**GIVEN INFORMATION**.
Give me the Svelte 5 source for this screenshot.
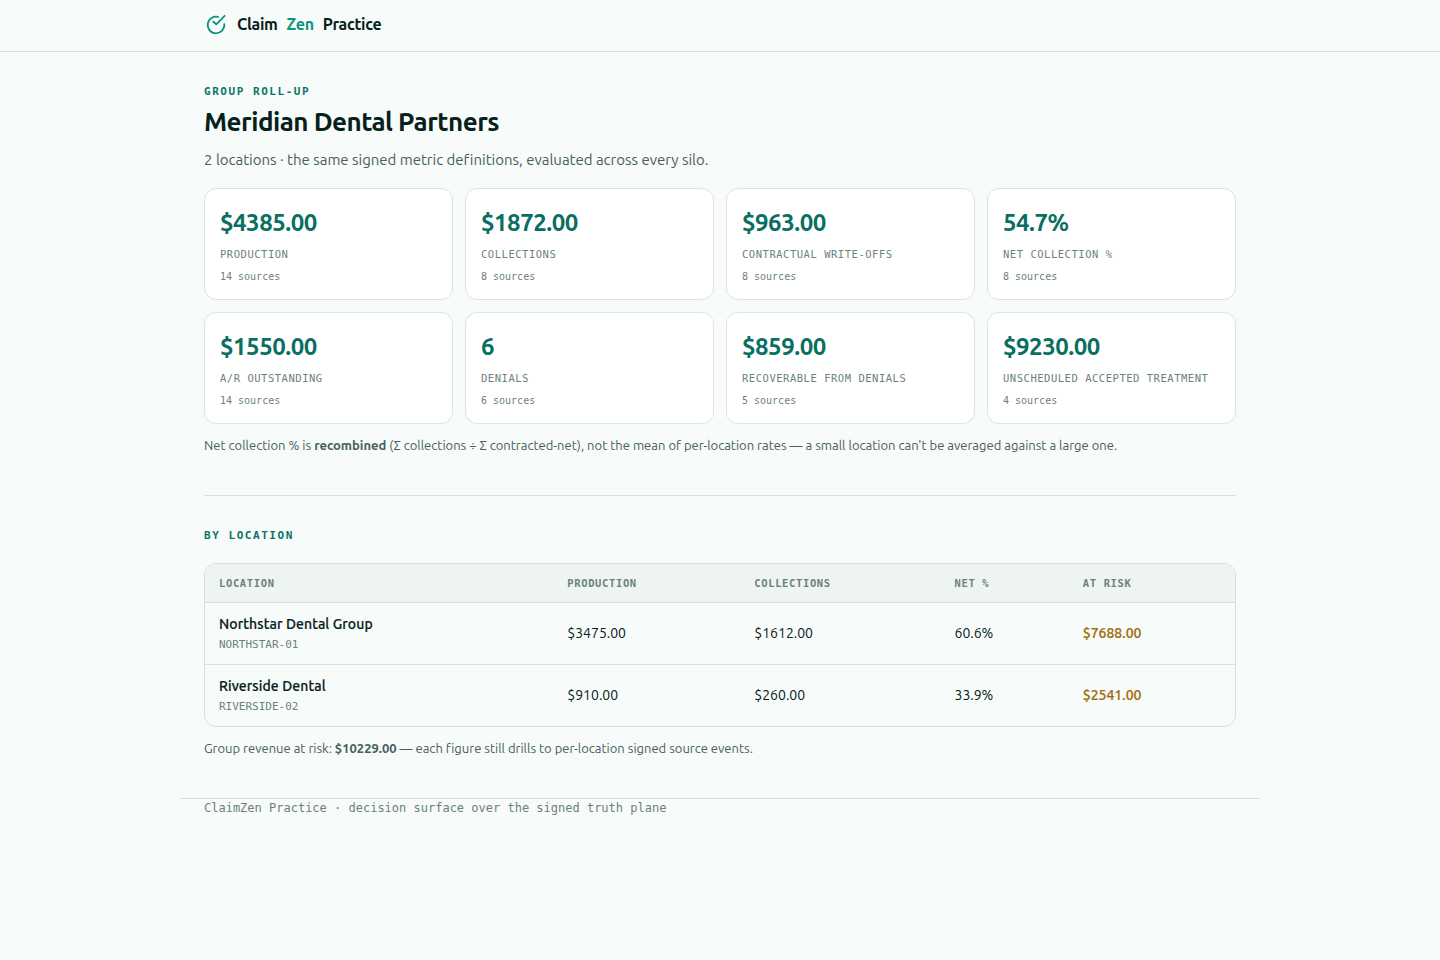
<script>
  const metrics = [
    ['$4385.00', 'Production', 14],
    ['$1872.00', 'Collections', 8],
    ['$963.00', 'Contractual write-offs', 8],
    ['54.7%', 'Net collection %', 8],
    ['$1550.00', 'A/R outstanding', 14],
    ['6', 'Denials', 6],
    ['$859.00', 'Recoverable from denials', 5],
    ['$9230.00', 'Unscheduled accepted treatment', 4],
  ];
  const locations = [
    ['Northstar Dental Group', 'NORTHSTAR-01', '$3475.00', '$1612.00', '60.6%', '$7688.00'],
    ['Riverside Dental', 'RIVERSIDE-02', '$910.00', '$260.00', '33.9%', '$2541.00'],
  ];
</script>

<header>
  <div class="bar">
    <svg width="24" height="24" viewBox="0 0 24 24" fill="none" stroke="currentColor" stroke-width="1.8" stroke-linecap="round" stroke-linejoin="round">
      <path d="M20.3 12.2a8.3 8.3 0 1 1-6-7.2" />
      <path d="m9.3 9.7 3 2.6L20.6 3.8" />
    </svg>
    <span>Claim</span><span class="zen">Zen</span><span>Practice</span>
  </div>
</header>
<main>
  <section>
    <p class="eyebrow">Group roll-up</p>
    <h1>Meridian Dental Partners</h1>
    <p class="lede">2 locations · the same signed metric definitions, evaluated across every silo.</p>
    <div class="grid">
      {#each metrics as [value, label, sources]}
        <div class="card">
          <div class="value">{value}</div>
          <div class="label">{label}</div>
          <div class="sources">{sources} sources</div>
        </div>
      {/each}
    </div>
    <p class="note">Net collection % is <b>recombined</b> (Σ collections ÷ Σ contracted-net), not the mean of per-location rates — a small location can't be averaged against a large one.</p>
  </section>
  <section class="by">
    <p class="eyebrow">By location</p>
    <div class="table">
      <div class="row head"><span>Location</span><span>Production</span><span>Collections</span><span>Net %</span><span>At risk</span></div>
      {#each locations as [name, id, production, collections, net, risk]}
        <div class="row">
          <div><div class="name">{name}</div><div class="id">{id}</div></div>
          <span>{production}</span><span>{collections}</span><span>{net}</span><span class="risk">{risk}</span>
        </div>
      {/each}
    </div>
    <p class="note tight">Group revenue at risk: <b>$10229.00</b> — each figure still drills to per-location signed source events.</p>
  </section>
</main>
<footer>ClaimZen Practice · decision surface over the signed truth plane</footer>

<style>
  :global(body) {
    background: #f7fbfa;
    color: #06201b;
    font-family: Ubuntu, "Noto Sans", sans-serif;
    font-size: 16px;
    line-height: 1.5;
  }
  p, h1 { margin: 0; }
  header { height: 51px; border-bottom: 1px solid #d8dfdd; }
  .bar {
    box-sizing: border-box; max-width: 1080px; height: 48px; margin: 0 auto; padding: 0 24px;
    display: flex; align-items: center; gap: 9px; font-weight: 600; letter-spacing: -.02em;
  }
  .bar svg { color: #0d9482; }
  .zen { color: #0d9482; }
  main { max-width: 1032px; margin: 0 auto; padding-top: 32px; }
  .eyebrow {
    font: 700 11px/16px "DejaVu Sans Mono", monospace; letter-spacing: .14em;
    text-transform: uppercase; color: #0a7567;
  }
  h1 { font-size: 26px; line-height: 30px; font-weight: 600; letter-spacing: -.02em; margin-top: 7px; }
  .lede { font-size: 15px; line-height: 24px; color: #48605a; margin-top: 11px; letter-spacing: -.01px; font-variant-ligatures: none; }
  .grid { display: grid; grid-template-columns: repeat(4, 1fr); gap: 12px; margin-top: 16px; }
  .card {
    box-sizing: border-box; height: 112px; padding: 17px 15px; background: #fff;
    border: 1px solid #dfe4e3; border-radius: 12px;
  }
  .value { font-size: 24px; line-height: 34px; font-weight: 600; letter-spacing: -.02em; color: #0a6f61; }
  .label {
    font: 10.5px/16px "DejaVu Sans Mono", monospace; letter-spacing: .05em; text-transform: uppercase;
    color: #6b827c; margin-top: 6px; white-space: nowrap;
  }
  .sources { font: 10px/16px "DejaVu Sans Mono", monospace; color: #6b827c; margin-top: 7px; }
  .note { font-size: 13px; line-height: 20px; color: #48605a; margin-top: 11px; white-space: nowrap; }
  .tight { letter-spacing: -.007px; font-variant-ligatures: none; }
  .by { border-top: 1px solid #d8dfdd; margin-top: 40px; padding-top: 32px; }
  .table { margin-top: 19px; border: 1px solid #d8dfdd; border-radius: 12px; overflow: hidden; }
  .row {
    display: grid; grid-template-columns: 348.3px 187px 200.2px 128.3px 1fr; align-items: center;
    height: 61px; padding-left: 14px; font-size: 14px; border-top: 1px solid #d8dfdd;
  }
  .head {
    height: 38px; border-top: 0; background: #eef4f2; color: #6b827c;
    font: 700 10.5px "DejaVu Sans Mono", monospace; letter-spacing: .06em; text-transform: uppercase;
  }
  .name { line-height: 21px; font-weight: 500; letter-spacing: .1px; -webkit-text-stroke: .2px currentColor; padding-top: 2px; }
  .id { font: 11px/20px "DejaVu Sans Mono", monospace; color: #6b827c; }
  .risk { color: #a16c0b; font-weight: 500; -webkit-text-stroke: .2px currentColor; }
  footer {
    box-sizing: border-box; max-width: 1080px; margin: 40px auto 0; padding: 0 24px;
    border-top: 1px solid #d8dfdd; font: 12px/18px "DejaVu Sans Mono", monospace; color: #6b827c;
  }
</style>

**WHAT IS EXPECTED**.
Set down all the data again exactly as above, pictures excluded.

**EXERCISE RESPONSE**.
Give me the Svelte 5 source for this screenshot.
<script>
  const metrics = [
    ['$4385.00', 'Production', 14],
    ['$1872.00', 'Collections', 8],
    ['$963.00', 'Contractual write-offs', 8],
    ['54.7%', 'Net collection %', 8],
    ['$1550.00', 'A/R outstanding', 14],
    ['6', 'Denials', 6],
    ['$859.00', 'Recoverable from denials', 5],
    ['$9230.00', 'Unscheduled accepted treatment', 4],
  ];
  const locations = [
    ['Northstar Dental Group', 'NORTHSTAR-01', '$3475.00', '$1612.00', '60.6%', '$7688.00'],
    ['Riverside Dental', 'RIVERSIDE-02', '$910.00', '$260.00', '33.9%', '$2541.00'],
  ];
</script>

<header>
  <div class="bar">
    <svg width="24" height="24" viewBox="0 0 24 24" fill="none" stroke="currentColor" stroke-width="1.8" stroke-linecap="round" stroke-linejoin="round">
      <path d="M20.3 12.2a8.3 8.3 0 1 1-6-7.2" />
      <path d="m9.3 9.7 3 2.6L20.6 3.8" />
    </svg>
    <span>Claim</span><span class="zen">Zen</span><span>Practice</span>
  </div>
</header>
<main>
  <section>
    <p class="eyebrow">Group roll-up</p>
    <h1>Meridian Dental Partners</h1>
    <p class="lede">2 locations · the same signed metric definitions, evaluated across every silo.</p>
    <div class="grid">
      {#each metrics as [value, label, sources]}
        <div class="card">
          <div class="value">{value}</div>
          <div class="label">{label}</div>
          <div class="sources">{sources} sources</div>
        </div>
      {/each}
    </div>
    <p class="note">Net collection % is <b>recombined</b> (Σ collections ÷ Σ contracted-net), not the mean of per-location rates — a small location can't be averaged against a large one.</p>
  </section>
  <section class="by">
    <p class="eyebrow">By location</p>
    <div class="table">
      <div class="row head"><span>Location</span><span>Production</span><span>Collections</span><span>Net %</span><span>At risk</span></div>
      {#each locations as [name, id, production, collections, net, risk]}
        <div class="row">
          <div><div class="name">{name}</div><div class="id">{id}</div></div>
          <span>{production}</span><span>{collections}</span><span>{net}</span><span class="risk">{risk}</span>
        </div>
      {/each}
    </div>
    <p class="note tight">Group revenue at risk: <b>$10229.00</b> — each figure still drills to per-location signed source events.</p>
  </section>
</main>
<footer>ClaimZen Practice · decision surface over the signed truth plane</footer>

<style>
  :global(body) {
    background: #f7fbfa;
    color: #06201b;
    font-family: Ubuntu, "Noto Sans", sans-serif;
    font-size: 16px;
    line-height: 1.5;
  }
  p, h1 { margin: 0; }
  header { height: 51px; border-bottom: 1px solid #d8dfdd; }
  .bar {
    box-sizing: border-box; max-width: 1080px; height: 48px; margin: 0 auto; padding: 0 24px;
    display: flex; align-items: center; gap: 9px; font-weight: 600; letter-spacing: -.02em;
  }
  .bar svg { color: #0d9482; }
  .zen { color: #0d9482; }
  main { max-width: 1032px; margin: 0 auto; padding-top: 32px; }
  .eyebrow {
    font: 700 11px/16px "DejaVu Sans Mono", monospace; letter-spacing: .14em;
    text-transform: uppercase; color: #0a7567;
  }
  h1 { font-size: 26px; line-height: 30px; font-weight: 600; letter-spacing: -.02em; margin-top: 7px; }
  .lede { font-size: 15px; line-height: 24px; color: #48605a; margin-top: 11px; letter-spacing: -.01px; font-variant-ligatures: none; }
  .grid { display: grid; grid-template-columns: repeat(4, 1fr); gap: 12px; margin-top: 16px; }
  .card {
    box-sizing: border-box; height: 112px; padding: 17px 15px; background: #fff;
    border: 1px solid #dfe4e3; border-radius: 12px;
  }
  .value { font-size: 24px; line-height: 34px; font-weight: 600; letter-spacing: -.02em; color: #0a6f61; }
  .label {
    font: 10.5px/16px "DejaVu Sans Mono", monospace; letter-spacing: .05em; text-transform: uppercase;
    color: #6b827c; margin-top: 6px; white-space: nowrap;
  }
  .sources { font: 10px/16px "DejaVu Sans Mono", monospace; color: #6b827c; margin-top: 7px; }
  .note { font-size: 13px; line-height: 20px; color: #48605a; margin-top: 11px; white-space: nowrap; }
  .tight { letter-spacing: -.007px; font-variant-ligatures: none; }
  .by { border-top: 1px solid #d8dfdd; margin-top: 40px; padding-top: 32px; }
  .table { margin-top: 19px; border: 1px solid #d8dfdd; border-radius: 12px; overflow: hidden; }
  .row {
    display: grid; grid-template-columns: 348.3px 187px 200.2px 128.3px 1fr; align-items: center;
    height: 61px; padding-left: 14px; font-size: 14px; border-top: 1px solid #d8dfdd;
  }
  .head {
    height: 38px; border-top: 0; background: #eef4f2; color: #6b827c;
    font: 700 10.5px "DejaVu Sans Mono", monospace; letter-spacing: .06em; text-transform: uppercase;
  }
  .name { line-height: 21px; font-weight: 500; letter-spacing: .1px; -webkit-text-stroke: .2px currentColor; padding-top: 2px; }
  .id { font: 11px/20px "DejaVu Sans Mono", monospace; color: #6b827c; }
  .risk { color: #a16c0b; font-weight: 500; -webkit-text-stroke: .2px currentColor; }
  footer {
    box-sizing: border-box; max-width: 1080px; margin: 40px auto 0; padding: 0 24px;
    border-top: 1px solid #d8dfdd; font: 12px/18px "DejaVu Sans Mono", monospace; color: #6b827c;
  }
</style>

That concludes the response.